Will the TCJA be extended?

As of now, it’s uncertain whether the provisions of the TCJA will be extended. This depends on future legislative actions, which can be influenced by various political and economic factors.

Does the Tax Cuts and Jobs Act work?

The effectiveness of the Tax Cuts and Jobs Act can be seen in various ways. It successfully lowered tax rates for many individuals and corporations in the short term and simplified some aspects of the tax code. However, assessments of its long-term impacts on economic growth and income inequality vary among experts.

What did the Tax Cuts and Jobs Act do?

The Tax Cuts and Jobs Act significantly overhauled the U.S. tax code. Key changes included reducing the corporate tax rate from 35% to 21%, introducing a new pass-through deduction for sole proprietors and other pass-through entities, modifying deductions and exemptions for individual taxpayers, and simplifying tax filing requirements for many people.

When did the tax code last change before the TCJA?

Before the Tax Cuts and Jobs Act, the last major tax reform was enacted in 1986.

How did the TCJA affect carried interest?

The TCJA did not eliminate the carried interest loophole. Managers of hedge funds and similar investment vehicles continue to charge a 20% fee on profits exceeding certain benchmarks, typically around 8%. These fees are considered capital gains if the assets are held long enough, taxed at a top rate of 20% instead of the higher 39.6% for ordinary income.

What were the economic effects of the Tax Cuts and Jobs Act?

Most analysts predicted that the Tax Cuts and Jobs Act would modestly boost economic output in the short term, a view supported by early data.
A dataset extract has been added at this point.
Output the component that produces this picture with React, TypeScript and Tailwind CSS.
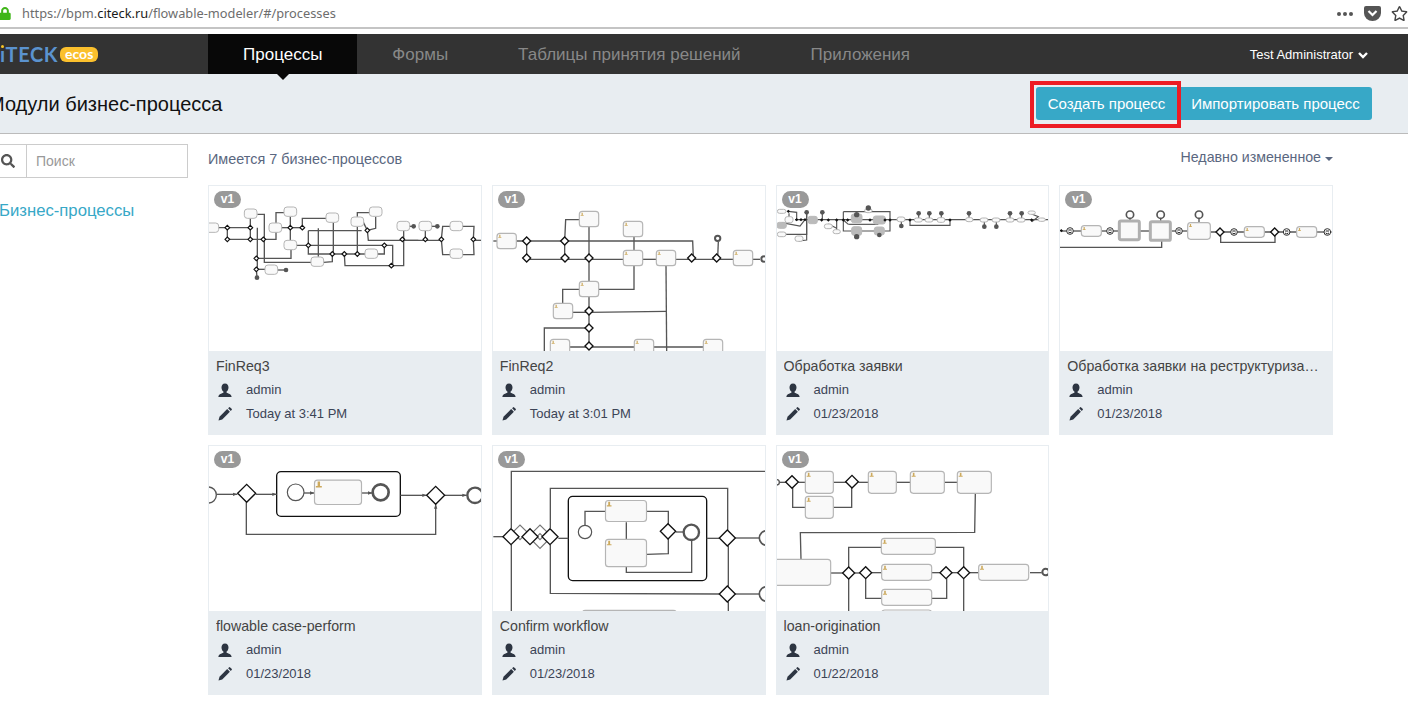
import React from "react";
import { FaSearch, FaLock, FaRegStar } from "react-icons/fa";

type Diagram = {
  vb: string;
  lines: number[][];
  tasks?: number[][];
  heavy?: number[][];
  gws?: number[][];
  faint?: number[][];
  circles?: number[][];
  dots?: number[][];
  tiny?: number[][];
  subs?: number[][];
  smiles?: number[][];
  mark?: number;
  arrows?: boolean;
  sw?: number;
  taskSw?: number;
  rx?: number;
};

const DiagramSvg = ({ d }: { d: Diagram }) => {
  const sw = d.sw ?? 4;
  const ts = d.taskSw ?? 3.5;
  const rx = d.rx ?? 9;
  const id = d.vb.replace(/\s/g, "-");
  return (
    <svg viewBox={d.vb} className="block w-full h-full" preserveAspectRatio="xMinYMin slice">
      <defs>
        <marker id={id} markerUnits="userSpaceOnUse" markerWidth="14" markerHeight="12" refX="13" refY="6" orient="auto">
          <path d="M0 1L13 6L0 11z" fill="#555" />
        </marker>
      </defs>
      {d.faint?.map(([x, y, r], i) => (
        <path key={i} d={`M${x - r} ${y}L${x} ${y - r}L${x + r} ${y}L${x} ${y + r}z`} fill="none" stroke="#777" strokeWidth={3.5} />
      ))}
      {d.subs?.map(([x, y, w, h], i) => (
        <rect key={i} x={x} y={y} width={w} height={h} rx={13} fill="#fff" stroke="#111" strokeWidth={4} />
      ))}
      {d.lines.map((l, i) => (
        <polyline
          key={i}
          points={l.join(" ")}
          fill="none"
          stroke="#555"
          strokeWidth={sw}
          markerEnd={d.arrows ? `url(#${id})` : undefined}
        />
      ))}
      {d.tasks?.map(([cx, cy, w, h, g], i) => (
        <g key={i}>
          <rect x={cx - w / 2} y={cy - h / 2} width={w} height={h} rx={rx} fill={g ? "#bbbbbb" : "#f9f9f9"} stroke={g ? "#bbb" : "#b5b5b5"} strokeWidth={ts} />
          {d.mark ? (
            <path
              d={`M${cx - w / 2 + 4} ${cy - h / 2 + 4 + d.mark}h${d.mark}v-${d.mark * 0.25}h-${d.mark * 0.3}v-${d.mark * 0.75}h-${d.mark * 0.4}v${d.mark * 0.75}h-${d.mark * 0.3}z`}
              fill="#cdaa5e"
            />
          ) : null}
        </g>
      ))}
      {d.heavy?.map(([cx, cy, w, h], i) => (
        <rect key={i} x={cx - w / 2} y={cy - h / 2} width={w} height={h} rx={5} fill="#f9f9f9" stroke="#b0b0b0" strokeWidth={9} />
      ))}
      {d.circles?.map(([x, y, r, s], i) => (
        <circle key={i} cx={x} cy={y} r={r} fill="#fff" stroke="#555" strokeWidth={s} />
      ))}
      {d.smiles?.map(([x, y], i) => (
        <g key={i}>
          <circle cx={x} cy={y} r={10} fill="#fff" stroke="#333" strokeWidth={3} />
          <path d={`M${x - 5} ${y - 3}h10M${x - 5} ${y + 3}q5 5 10 0`} fill="none" stroke="#222" strokeWidth={3} />
        </g>
      ))}
      {d.dots?.map(([x, y, r], i) => (
        <circle key={i} cx={x} cy={y} r={r} fill="#555" />
      ))}
      {d.gws?.map(([x, y, r], i) => (
        <path key={i} d={`M${x - r} ${y}L${x} ${y - r}L${x + r} ${y}L${x} ${y + r}z`} fill="#fff" stroke="#111" strokeWidth={r > 10 ? 4 : 3.5} />
      ))}
      {d.tiny?.map(([x, y], i) => (
        <path key={i} d={`M${x - 5} ${y}L${x} ${y - 5}L${x + 5} ${y}L${x} ${y + 5}z`} fill="#111" />
      ))}
    </svg>
  );
};

const T1 = (x: number, y: number) => [x, y, 38, 28];
const T2 = (x: number, y: number) => [x, y, 58, 46];
const G1 = (x: number, y: number) => [x, y, 7];
const G2 = (x: number, y: number) => [x, y, 12];
const E = (x: number, y: number, w: number, h: number, g = 0) => [x, y, w, h, g];

const d1: Diagram = {
  vb: "12 18 816 495",
  taskSw: 3,
  lines: [
    [40, 143, 136, 143], [67, 143, 67, 178], [67, 178, 213, 178, 213, 130], [136, 178, 136, 115],
    [157, 103, 178, 103, 178, 247, 320, 247], [157, 143, 157, 268], [154, 235, 258, 235, 258, 210],
    [154, 268, 180, 268], [218, 270, 243, 270], [154, 268, 156, 293], [213, 130, 213, 98, 238, 98],
    [256, 110, 256, 180], [230, 143, 292, 143], [292, 143, 292, 115, 365, 115],
    [310, 152, 470, 152], [310, 152, 310, 222, 382, 222], [275, 196, 538, 196], [340, 145, 340, 230],
    [385, 128, 385, 222], [356, 247, 382, 245, 382, 222], [382, 222, 480, 222], [457, 140, 457, 222],
    [457, 110, 457, 98, 495, 98], [475, 127, 487, 151], [512, 110, 512, 145, 487, 151],
    [487, 151, 490, 181, 640, 181], [538, 196, 538, 222, 518, 222], [538, 196, 563, 196, 563, 257, 559, 257],
    [418, 222, 420, 257, 559, 257], [559, 257, 596, 257, 596, 152], [661, 178, 661, 152],
    [592, 181, 709, 181], [709, 178, 713, 139, 735, 139], [773, 139, 807, 139, 805, 178],
    [709, 178, 713, 224, 735, 224], [773, 224, 807, 224, 805, 178], [805, 181, 830, 181],
    [610, 139, 626, 139], [680, 139, 697, 139],
  ],
  tasks: [
    T1(22, 143), T1(137, 101), T1(256, 95), T1(211, 143), T1(256, 195), T1(382, 113), T1(457, 125),
    T1(512, 95), T1(337, 245), T1(499, 221), T1(595, 138), T1(661, 138), T1(754, 138), T1(754, 221), T1(199, 269),
  ],
  gws: [
    G1(67, 143), G1(67, 178), G1(136, 143), G1(136, 178), G1(175, 178), G1(256, 143), G1(292, 143),
    G1(310, 196), G1(382, 222), G1(418, 222), G1(457, 222), G1(487, 151), G1(538, 196), G1(559, 257),
    G1(592, 178), G1(661, 178), G1(709, 178), G1(805, 178), G1(154, 235), G1(154, 268),
  ],
  dots: [[626, 139, 7], [697, 139, 7], [243, 270, 7], [156, 293, 7]],
};

const d2: Diagram = {
  vb: "9 18 816 495",
  mark: 9,
  lines: [
    [10, 183, 22, 183], [79, 183, 608, 183, 610, 234], [110, 183, 110, 234], [110, 238, 400, 238],
    [224, 183, 224, 234], [224, 183, 227, 119, 268, 119], [297, 140, 297, 510], [432, 170, 432, 211],
    [458, 238, 499, 238], [557, 238, 680, 238], [683, 234, 685, 185], [680, 238, 730, 238], [788, 238, 810, 238],
    [326, 328, 432, 328, 432, 257], [268, 328, 218, 328, 218, 370], [248, 397, 297, 397], [297, 397, 528, 394],
    [528, 257, 530, 515], [297, 444, 163, 444, 163, 515], [240, 501, 433, 501], [491, 501, 640, 501],
  ],
  tasks: [
    T2(50, 183), T2(297, 117), T2(429, 147), T2(429, 234), T2(528, 234), T2(759, 234), T2(297, 327),
    T2(219, 393), T2(210, 501), T2(462, 501), T2(669, 501),
  ],
  gws: [
    G2(110, 183), G2(224, 183), G2(110, 234), G2(225, 234), G2(297, 234), G2(605, 234), G2(680, 234),
    G2(297, 393), G2(297, 444), G2(297, 498),
  ],
  circles: [[683, 175, 8, 6], [822, 237, 8, 6]],
};

const d3: Diagram = {
  vb: "6 18 816 495",
  sw: 3.5,
  taskSw: 3,
  rx: 7,
  lines: [
    [60, 119, 820, 119], [205, 95, 345, 95, 345, 153, 205, 153, 205, 95], [220, 133, 310, 133],
    [405, 122, 405, 136, 525, 136, 525, 122], [40, 94, 65, 97, 65, 119], [30, 163, 95, 163, 95, 100],
    [72, 183, 95, 180, 95, 119], [42, 110, 42, 100], [20, 128, 75, 138, 90, 119], [160, 132, 185, 145],
    [185, 120, 185, 155], [205, 120, 220, 133], [245, 104, 245, 115], [313, 165, 313, 150], [280, 85, 280, 95],
    [379, 126, 379, 138], [431, 100, 431, 116], [463, 100, 463, 116], [499, 100, 499, 116], [582, 100, 582, 116],
    [628, 126, 628, 140], [664, 126, 664, 140], [705, 100, 705, 116], [740, 100, 740, 116], [142, 97, 142, 120],
    [95, 97, 95, 119], [770, 102, 790, 110, 770, 125],
  ],
  tasks: [
    E(20, 94, 26, 12), E(42, 119, 24, 18), E(20, 163, 26, 14), E(72, 176, 24, 16), E(20, 136, 28, 18, 1),
    E(113, 120, 28, 22, 1), E(160, 139, 24, 14), E(185, 155, 22, 12), E(280, 92, 22, 12), E(245, 115, 32, 26, 1),
    E(313, 120, 36, 24, 1), E(245, 153, 30, 26, 1), E(313, 153, 30, 24, 1), E(378, 118, 24, 14), E(430, 120, 24, 12),
    E(462, 120, 24, 12), E(498, 120, 24, 14), E(583, 119, 22, 12), E(627, 120, 24, 12), E(663, 120, 24, 12),
    E(705, 120, 24, 12), E(738, 120, 24, 12), E(770, 98, 22, 10), E(800, 119, 22, 10),
  ],
  dots: [
    [95, 97, 7], [142, 97, 7], [280, 84, 8], [245, 104, 8], [245, 170, 8], [313, 165, 7], [379, 138, 7], [431, 100, 7],
    [463, 100, 7], [499, 100, 7], [582, 100, 7], [628, 140, 7], [664, 140, 7], [705, 100, 7], [740, 100, 7],
  ],
  tiny: [
    [40, 94], [65, 119], [78, 119], [90, 119], [140, 120], [160, 120], [185, 120], [205, 120], [218, 120], [285, 120],
    [330, 120], [345, 120], [405, 120], [525, 120], [770, 120],
  ],
};

const d4: Diagram = {
  vb: "15 18 816 495",
  mark: 9,
  lines: [
    [12, 202, 320, 202, 320, 180], [20, 153, 80, 153], [140, 153, 192, 153], [255, 153, 285, 153], [350, 153, 398, 153],
    [467, 156, 570, 156], [628, 156, 725, 156], [785, 156, 830, 156], [497, 168, 497, 187, 660, 187, 660, 168],
    [225, 116, 225, 125], [317, 116, 317, 125], [432, 116, 432, 128],
  ],
  tasks: [E(109, 153, 60, 32), E(432, 153, 68, 50), E(598, 156, 60, 32), E(755, 156, 60, 32)],
  heavy: [[223, 151, 60, 56], [316, 153, 60, 56]],
  circles: [[225, 104, 11, 5], [317, 104, 11, 5], [432, 104, 11, 5]],
  smiles: [[45, 153], [165, 153], [372, 153], [537, 156], [695, 156], [817, 156]],
  gws: [G2(495, 156), G2(659, 156)],
  tiny: [[19, 152]],
};

const d5: Diagram = {
  vb: "12 3 816 495",
  mark: 18,
  arrows: true,
  subs: [[215, 80, 371, 134]],
  lines: [
    [35, 148, 97, 148], [152, 148, 215, 148], [297, 144, 328, 144], [469, 144, 502, 144], [586, 151, 665, 151],
    [720, 151, 785, 151], [124, 172, 124, 268, 692, 268, 692, 178],
  ],
  tasks: [[399, 142, 141, 73]],
  circles: [[10, 150, 24, 4], [272, 142, 25, 3.5], [527, 142, 24, 8], [810, 151, 23, 7]],
  gws: [[125, 145, 27], [692, 151, 27]],
};

const d6: Diagram = {
  vb: "9 3 816 495",
  mark: 14,
  faint: [[90, 262, 22], [150, 262, 22], [150, 288, 22]],
  subs: [[235, 154, 415, 253]],
  lines: [
    [64, 250, 64, 79, 830, 79], [64, 300, 64, 500], [10, 275, 40, 275], [181, 250, 181, 130, 713, 130, 713, 255],
    [181, 300, 181, 445, 690, 447], [205, 280, 235, 280], [285, 240, 285, 199, 347, 199], [409, 283, 409, 232],
    [470, 199, 535, 199, 535, 237], [557, 261, 582, 261], [535, 282, 535, 326, 470, 328],
    [409, 365, 409, 382, 605, 382, 605, 285], [650, 280, 690, 280], [735, 279, 810, 279], [715, 302, 715, 425],
    [735, 447, 810, 447], [715, 470, 715, 500],
  ],
  tasks: [[408, 198, 123, 63], [408, 324, 123, 82], [418, 522, 282, 52]],
  circles: [[285, 261, 20, 3.5], [604, 262, 23, 7], [830, 279, 22, 5], [830, 447, 22, 5]],
  gws: [[63, 275, 24], [120, 275, 24], [180, 275, 24], [534, 259, 23], [712, 279, 24], [712, 447, 24]],
};

const d7: Diagram = {
  vb: "6 3 816 495",
  mark: 12,
  lines: [
    [10, 112, 33, 112], [70, 112, 92, 112], [175, 112, 213, 112], [250, 112, 280, 112], [365, 112, 406, 112],
    [509, 112, 547, 112], [601, 146, 599, 262, 76, 263, 78, 343], [167, 384, 205, 384], [239, 384, 256, 384],
    [290, 383, 320, 383], [221, 366, 221, 307, 320, 307], [481, 307, 566, 307, 566, 366],
    [272, 400, 272, 460, 320, 460], [470, 383, 495, 383], [531, 383, 549, 383], [515, 400, 515, 460, 470, 460],
    [584, 383, 611, 383], [765, 383, 800, 383], [221, 402, 221, 500], [566, 402, 566, 500],
    [53, 128, 53, 187, 91, 187], [176, 187, 230, 187, 230, 128],
  ],
  tasks: [
    [133, 112, 84, 66], [133, 187, 84, 66], [322, 112, 84, 66], [457, 112, 102, 66], [598, 112, 102, 66],
    [400, 304, 162, 48], [395, 382, 150, 48], [395, 457, 150, 48], [395, 520, 150, 50], [686, 382, 150, 48],
    [70, 382, 194, 78],
  ],
  circles: [[5, 112, 8, 4], [812, 381, 10, 6]],
  gws: [[51, 111, 19], [231, 110, 19], [221, 384, 18], [272, 383, 18], [513, 383, 18], [566, 383, 18]],
};

const cards = [
  { title: "FinReq3", date: "Today at 3:41 PM", d: d1 },
  { title: "FinReq2", date: "Today at 3:01 PM", d: d2 },
  { title: "Обработка заявки", date: "01/23/2018", d: d3 },
  { title: "Обработка заявки на реструктуризацию", date: "01/23/2018", d: d4 },
  { title: "flowable case-perform", date: "01/23/2018", d: d5 },
  { title: "Confirm workflow", date: "01/23/2018", d: d6 },
  { title: "loan-origination", date: "01/22/2018", d: d7 },
];

const UserIcon = () => (
  <svg viewBox="0 0 14 14" className="w-[14px] h-[14px] shrink-0" fill="#2d3542">
    <path d="M7 0.5c2.400 0 3.500 1.800 3.500 4 0 1.800-.9 3.400-1.900 4.100v1.200c1.500.8 5 1.200 5 4.200H0.4c0-3 3.500-3.400 5-4.200V8.600C4.400 7.900 3.500 6.300 3.500 4.500c0-2.200 1.100-4 3.500-4z" />
  </svg>
);

const PencilIcon = () => (
  <svg viewBox="0 0 14 14" className="w-[14px] h-[14px] shrink-0" fill="#2d3542">
    <path d="M0.500 13.500l1-3.700L9.200 2.100l2.700 2.700L4.200 12.500z" />
    <path d="M10.100 1.200l.8-.8a.9.9 0 0 1 1.300 0l1.400 1.400a.9.9 0 0 1 0 1.300l-.8.8z" />
  </svg>
);

const Card = ({ title, date, d }: { title: string; date: string; d: Diagram }) => (
  <div className="flex flex-col h-[250px] min-w-0">
    <div className="relative h-[166px] bg-white border border-[#e8edf1] border-b-0 overflow-hidden">
      <DiagramSvg d={d} />
      <span className="absolute left-[5px] top-[5px] w-[27px] h-[17px] rounded-full bg-[#999] text-white text-[12px] font-bold leading-[17px] text-center">
        v1
      </span>
    </div>
    <div className="flex-1 bg-[#e8edf1] pt-[6px] px-[8px]">
      <div className="text-[14.2px] leading-[18px] truncate text-[#444] pr-[4px]">{title}</div>
      <div className="flex items-center h-[24px] mt-[3px] pl-[2px] text-[13px] text-[#3c4456]">
        <UserIcon />
        <span className="ml-[14px]">admin</span>
      </div>
      <div className="flex items-center h-[24px] pl-[2px] text-[13px] text-[#3c4456]">
        <PencilIcon />
        <span className="ml-[14px]">{date}</span>
      </div>
    </div>
  </div>
);

const tabs = ["Формы", "Таблицы принятия решений", "Приложения"];

export default function App() {
  return (
    <div className="h-[707px] w-[1408px] overflow-hidden bg-white font-['Liberation_Sans',Arial,sans-serif]">
      {/* browser bar */}
      <div className="h-[29px] flex items-center border-b-2 border-[#c4c4c4] font-['Noto_Sans',sans-serif]">
        <FaLock className="w-[12px] h-[13px] -ml-[1px] text-[#3fb618]" />
        <div className="ml-[11px] pt-[1px] text-[12.8px] text-[#6d6d6d] whitespace-nowrap">
          https://bpm.<span className="text-[#1a1a1a]">citeck.ru</span>/flowable-modeler/#/processes
        </div>
        <div className="ml-auto flex items-center">
          <div className="flex gap-[2px] mr-[11px]">
            <span className="w-[4px] h-[4px] rounded-full bg-[#555]" />
            <span className="w-[4px] h-[4px] rounded-full bg-[#555]" />
            <span className="w-[4px] h-[4px] rounded-full bg-[#555]" />
          </div>
          <svg viewBox="0 0 17 15" className="w-[17px] h-[15px] mr-[10px]">
            <path d="M2 0h13a2 2 0 0 1 2 2v5a8.500 8 0 0 1-17 0V2a2 2 0 0 1 2-2z" fill="#555" />
            <path d="M4.500 5l4 4 4-4" fill="none" stroke="#fff" strokeWidth="2.200" />
          </svg>
          <FaRegStar className="w-[17px] h-[17px] text-[#444]" />
        </div>
      </div>

      {/* navbar */}
      <div className="mt-[5px] h-[40px] bg-[#333] flex items-stretch">
        <div className="w-[208px] flex items-center shrink-0">
          <span className="relative font-['Lato',sans-serif] font-bold text-[20px] leading-none tracking-[0.6px] text-[#5b93cf]">
            ıTECK
            <span className="absolute left-[1px] top-[1px] w-[3px] h-[3px] rounded-full bg-[#f7c325]" />
          </span>
          <span className="ml-[2px] w-[38px] h-[15px] rounded-[6px] bg-[#fbc02d] text-white text-center text-[14px] leading-[14px] font-bold font-['Lato',sans-serif]">
            ecos
          </span>
        </div>
        <div className="relative bg-[#080808] px-[35px] pt-[1px] flex items-center text-white text-[17px]">
          Процессы
          <span className="absolute left-1/2 -ml-[6px] top-full w-0 h-0 border-x-[6px] border-x-transparent border-t-[6px] border-t-[#080808]" />
        </div>
        {tabs.map((t) => (
          <div key={t} className="px-[35px] pt-[1px] flex items-center text-[#888] text-[17px]">
            {t}
          </div>
        ))}
        <div className="ml-auto mr-[40px] pt-[1px] flex items-center text-white text-[13px]">
          Test Administrator
          <svg viewBox="0 0 10 8" className="w-[10px] h-[8px] ml-[5px]">
            <path d="M1 2l4 4 4-4" fill="none" stroke="#fff" strokeWidth="2.400" />
          </svg>
        </div>
      </div>

      {/* sub header */}
      <div className="h-[60px] bg-[#e8edf1] border-b border-[#bbb] flex items-center">
        <h1 className="-ml-[12px] text-[20px] text-[#111] font-normal whitespace-nowrap">Модули бизнес-процесса</h1>
        <div className="ml-auto mr-[36px] flex items-center text-white text-[15px]">
          <div className="relative">
            <div className="w-[140px] h-[33px] pt-[1px] pl-[1px] bg-[#37a8c7] rounded-l-[3px] flex items-center justify-center">Создать процесс</div>
            <span className="absolute -left-[6px] -top-[6px] w-[151px] h-[47px] border-[4px] border-[#ed1c24]" />
          </div>
          <div className="w-[196px] h-[33px] pt-[1px] bg-[#37a8c7] rounded-r-[3px] flex items-center justify-center pl-[3px]">Импортировать процесс</div>
        </div>
      </div>

      {/* body */}
      <div className="flex">
        <aside className="w-[208px] shrink-0 pt-[10px]">
          <div className="w-[188px] h-[34px] border border-l-0 border-[#ccc] flex items-center">
            <div className="w-[27px] h-full border-r border-[#ccc] flex items-center pl-[1px]">
              <FaSearch className="w-[14px] h-[14px] text-[#555]" />
            </div>
            <span className="ml-[9px] text-[14px] text-[#999]">Поиск</span>
          </div>
          <div className="-ml-[1px] mt-[23px] text-[16.7px] leading-[20px] text-[#37a8c7] whitespace-nowrap">Бизнес-процессы</div>
        </aside>
        <main className="w-[1125px] pt-[16px]">
          <div className="flex items-center justify-between h-[20px] text-[#5a6780]">
            <span className="text-[14.4px]">Имеется 7 бизнес-процессов</span>
            <span className="flex items-center text-[14.2px] pb-[5px]">
              Недавно измененное
              <span className="ml-[4px] mt-[2px] w-0 h-0 border-x-[4px] border-x-transparent border-t-[4px] border-t-[#5a6780]" />
            </span>
          </div>
          <div className="mt-[15px] grid grid-cols-4 gap-[10px]">
            {cards.map((c) => (
              <Card key={c.title} {...c} />
            ))}
          </div>
        </main>
      </div>
    </div>
  );
}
The long-term effects, however, remain unclear, largely obscured by the significant economic disruptions caused by the COVID-19 pandemic. Before the pandemic, there was limited evidence that the Act significantly boosted investment to spur longer-term economic growth.

Disclaimer

CoCountant assumes no responsibility for actions taken in reliance upon the information contained herein. This resource is to be used for informational purposes only and does not constitute legal, business, or tax advice.  Make sure to consult your personal attorney, business advisor, or tax advisor with respect to believing or acting on the information included or referenced in this post.